Taken from
an online discussion of Austrian economics, in which someone is attempting to prove that the law of diminishing marginal returns can be known
a priori.
The law of marginal utility is indeed universally true. Any person will value less of a good more than if he had large quantities of it. For instance, the cigarette addict will value his last two cigarettes higher than if he had all twenty in his pack. He would also value two cigarettes far less if he had a whole carton of them at his disposal. Of course he would prefer to have more of them, which is your point and actually a consequence of the law. The law of marginal utility states that with an increase in quantity, the value of each individual item decreases. Thus, he can put each one to its next best use:
A.) Smoking one now.
B.) Smoking one in an hour.
C.) Magic tricks with a cigarette.
D.) Having a cigarette for a friend.
E.) Smoking one in two hours.
...
Or, if he's down to his last two, all other uses will be put aside so that he will prefer to smoke one now and the other in an hour, instead of using one for a magic trick, saving one for a friend, etc. The reason he would want more is so that he could achieve all of his desired ends.
Counterexample: suppose your friend will be visiting in an hour and you would like to smoke with him. If you have two cigarettes, you hold onto them so that in an hour each of you will smoke one. If you have only one cigarette, you prefer to smoke it immediately.
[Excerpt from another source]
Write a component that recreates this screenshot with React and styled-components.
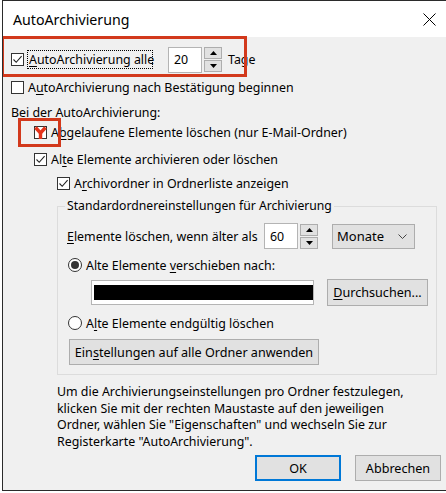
import React from "react";
import styled, { createGlobalStyle } from "styled-components";

const GlobalStyle = createGlobalStyle`
  html, body {
    margin: 0;
    padding: 0;
    background: #fff;
  }
  body {
    font-family: "Noto Sans", "Open Sans", sans-serif;
    font-size: 12.4px;
    color: #000;
  }
`;

const Window = styled.div`
  box-sizing: border-box;
  margin-left: 2px;
  width: 444px;
  height: 491px;
  border-top: 1px solid #2b2b2b;
  border-left: 1px solid #2b2b2b;
  border-bottom: 1px solid #2b2b2b;
  display: flex;
  flex-direction: column;
  overflow: hidden;
`;

const TitleBar = styled.div`
  height: 36px;
  background: #fff;
  display: flex;
  align-items: center;
  justify-content: space-between;
  padding: 0 10px 0 10px;
  font-size: 14.2px;
`;

const CloseIcon = styled.svg`
  width: 13px;
  height: 13px;
`;

const Body = styled.div`
  flex: 1;
  background: #f0f0f0;
  padding: 10px 0 0 8px;
  position: relative;
`;

const Row = styled.div`
  display: flex;
  align-items: center;
  height: ${(p) => p.$h || 20}px;
  margin-top: ${(p) => p.$mt || 0}px;
  padding-left: ${(p) => p.$indent || 0}px;
  white-space: nowrap;
`;

const Box = styled.span`
  box-sizing: border-box;
  width: 13px;
  height: 13px;
  border: 1px solid #333;
  background: #fff;
  display: inline-flex;
  align-items: center;
  justify-content: center;
  flex: none;
  position: relative;
`;

const Radio = styled.span`
  box-sizing: border-box;
  width: 14px;
  height: 14px;
  border: 1px solid #333;
  border-radius: 50%;
  background: #fff;
  display: inline-flex;
  align-items: center;
  justify-content: center;
  flex: none;
  &::after {
    content: "";
    width: 8px;
    height: 8px;
    border-radius: 50%;
    background: ${(p) => (p.$on ? "#333" : "transparent")};
  }
`;

const Label = styled.span`
  margin-left: ${(p) => p.$ml ?? 4}px;
  width: ${(p) => (p.$w ? `${p.$w}px` : "auto")};
  flex: none;
`;

const Focus = styled.span`
  margin-left: 3px;
  width: 123px;
  height: 17px;
  display: inline-flex;
  align-items: center;
  padding-left: 1px;
  border: 1px dotted #000;
  flex: none;
`;

const Key = styled.u`
  text-decoration: underline;
  text-underline-offset: 2px;
`;

const Field = styled.span`
  box-sizing: border-box;
  width: ${(p) => p.$w}px;
  height: ${(p) => p.$h || 26}px;
  margin-left: ${(p) => p.$ml || 0}px;
  border: 1px solid #b4b4b4;
  background: #fff;
  display: inline-flex;
  align-items: center;
  padding-left: 5px;
  flex: none;
`;

const Spin = styled.span`
  display: inline-flex;
  flex-direction: column;
  gap: 1px;
  margin-left: 2px;
  flex: none;
`;

const SpinBtn = styled.span`
  box-sizing: border-box;
  width: 18px;
  height: 12px;
  background: #e1e1e1;
  border: 1px solid #adadad;
  display: flex;
  align-items: center;
  justify-content: center;
`;

const Combo = styled.span`
  box-sizing: border-box;
  width: 83px;
  height: 25px;
  margin-left: 14px;
  background: #e1e1e1;
  border: 1px solid #adadad;
  display: inline-flex;
  align-items: center;
  justify-content: space-between;
  padding: 0 7px 0 4px;
  font-size: 13px;
  flex: none;
`;

const Redacted = styled.span`
  display: block;
  width: 224px;
  height: 15px;
  margin-left: -3px;
  background: #000;
`;

const Group = styled.fieldset`
  box-sizing: border-box;
  margin: 5px 0 0 46px;
  width: 380px;
  height: 177px;
  padding: 0 0 0 9px;
  border: 1px solid #dcdcdc;
`;

const Legend = styled.legend`
  padding: 0 2px;
  margin-left: -2px;
  line-height: 16px;
  font-size: 12.2px;
`;

const Button = styled.span`
  box-sizing: border-box;
  display: inline-flex;
  align-items: center;
  justify-content: center;
  width: ${(p) => p.$w}px;
  height: ${(p) => p.$h || 26}px;
  margin-left: ${(p) => p.$ml || 0}px;
  background: #e1e1e1;
  border: ${(p) => (p.$primary ? "2px solid #0078d7" : "1px solid #adadad")};
  font-size: 12.6px;
  flex: none;
`;

const Note = styled.p`
  margin: 9px 0 0 46px;
  line-height: 16.5px;
`;

const Footer = styled.div`
  display: flex;
  margin: 5px 0 0 244px;
  gap: 14px;
`;

const Mark = styled.span`
  position: absolute;
  border: 3px solid #d2391c;
  box-sizing: border-box;
  pointer-events: none;
`;

const Check = () => (
  <svg width="11" height="11" viewBox="0 0 11 11">
    <path d="M1.5 5.5 L4.2 8.3 L9.6 2.2" fill="none" stroke="#222" strokeWidth="1.1" />
  </svg>
);

const RedCheck = () => (
  <svg width="13" height="13" viewBox="0 0 13 13" style={{ position: "absolute", left: -1, top: -1 }}>
    <path d="M1.5 1.5 L6.5 7 L11.5 1.5" fill="none" stroke="#e3341c" strokeWidth="3.4" />
    <path d="M6.5 6 L6.5 13" fill="none" stroke="#e3341c" strokeWidth="3.4" />
  </svg>
);

const Up = () => (
  <svg width="7" height="4" viewBox="0 0 7 4">
    <path d="M0 4 L3.5 0 L7 4 Z" fill="#000" />
  </svg>
);

const Down = () => (
  <svg width="7" height="4" viewBox="0 0 7 4">
    <path d="M0 0 L3.5 4 L7 0 Z" fill="#000" />
  </svg>
);

const Spinner = () => (
  <Spin>
    <SpinBtn><Up /></SpinBtn>
    <SpinBtn><Down /></SpinBtn>
  </Spin>
);

export default function App() {
  return (
    <>
      <GlobalStyle />
      <Window>
        <TitleBar>
          <span>AutoArchivierung</span>
          <CloseIcon viewBox="0 0 13 13">
            <path d="M0.5 0.5 L12.5 12.5 M12.5 0.5 L0.5 12.5" stroke="#000" strokeWidth="1" />
          </CloseIcon>
        </TitleBar>
        <Body>
          <Row $h={25}>
            <Box><Check /></Box>
            <Focus><Key>A</Key>utoArchivierung alle</Focus>
            <Field $w={34} $ml={15}>20</Field>
            <Spinner />
            <Label $ml={6}>Tage</Label>
          </Row>
          <Row $mt={5}>
            <Box />
            <Label>A<Key>u</Key>toArchivierung nach Bestätigung beginnen</Label>
          </Row>
          <Row $mt={5}>
            <Label $ml={0}>Bei der AutoArchivierung:</Label>
          </Row>
          <Row $indent={23}>
            <Box><RedCheck /></Box>
            <Label>A<Key>b</Key>gelaufene Elemente löschen (nur E-Mail-Ordner)</Label>
          </Row>
          <Row $mt={7} $indent={23}>
            <Box><Check /></Box>
            <Label>Al<Key>t</Key>e Elemente archivieren oder löschen</Label>
          </Row>
          <Row $mt={4} $indent={46}>
            <Box><Check /></Box>
            <Label>A<Key>r</Key>chivordner in Ordnerliste anzeigen</Label>
          </Row>
          <Group>
            <Legend>Standardordnereinstellungen für Archivierung</Legend>
            <Row $h={26} $mt={9}>
              <Label $ml={0} $w={197}><Key>E</Key>lemente löschen, wenn älter als</Label>
              <Field $w={34}>60</Field>
              <Spinner />
              <Combo>
                Monate
                <svg width="9" height="5" viewBox="0 0 9 5">
                  <path d="M0.5 0.5 L4.5 4.5 L8.5 0.5" fill="none" stroke="#444" strokeWidth="1" />
                </svg>
              </Combo>
            </Row>
            <Row $mt={6} $indent={1}>
              <Radio $on />
              <Label>Alte Elemente <Key>v</Key>erschieben nach:</Label>
            </Row>
            <Row $h={27} $mt={4}>
              <Field $w={223} $h={25} $ml={24}>
                <Redacted />
              </Field>
              <Button $w={101} $h={27} $ml={13}><Key>D</Key>urchsuchen...</Button>
            </Row>
            <Row $mt={7} $indent={1}>
              <Radio />
              <Label>A<Key>l</Key>te Elemente endgültig löschen</Label>
            </Row>
            <Row $h={26} $mt={6} $indent={2}>
              <Button $w={250}>Ein<Key>s</Key>tellungen auf alle Ordner anwenden</Button>
            </Row>
          </Group>
          <Note>
            Um die Archivierungseinstellungen pro Ordner festzulegen,<br />
            klicken Sie mit der rechten Maustaste auf den jeweiligen<br />
            Ordner, wählen Sie "Eigenschaften" und wechseln Sie zur<br />
            Registerkarte "AutoArchivierung".
          </Note>
          <Footer>
            <Button $w={86} $primary>OK</Button>
            <Button $w={86}>Abbrechen</Button>
          </Footer>
          <Mark style={{ left: -2, top: -1, width: 246, height: 41 }} />
          <Mark style={{ left: 15, top: 81, width: 43, height: 29 }} />
        </Body>
      </Window>
    </>
  );
}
Thus, we have a case where your preferred use for your first cigarette is different across the cases where you have differing numbers of cigarettes. Hence, a possible counterexample to the law of diminishing marginal returns, meaning that it cannot be known
a priori.
I'm not familiar enough with Austrian economics to know if this is the argument that Mises would use to "prove" diminishing marginal returns, but in any case this argument is bunkum.
(Neoclassical economists have a far better way of establishing the law of diminishing marginal returns: we simply assume it. But at least we're honest about the fact that we're assuming it and have the tools to relax that assumption if necessary. Fortunately it seems to hold up pretty well in the real world).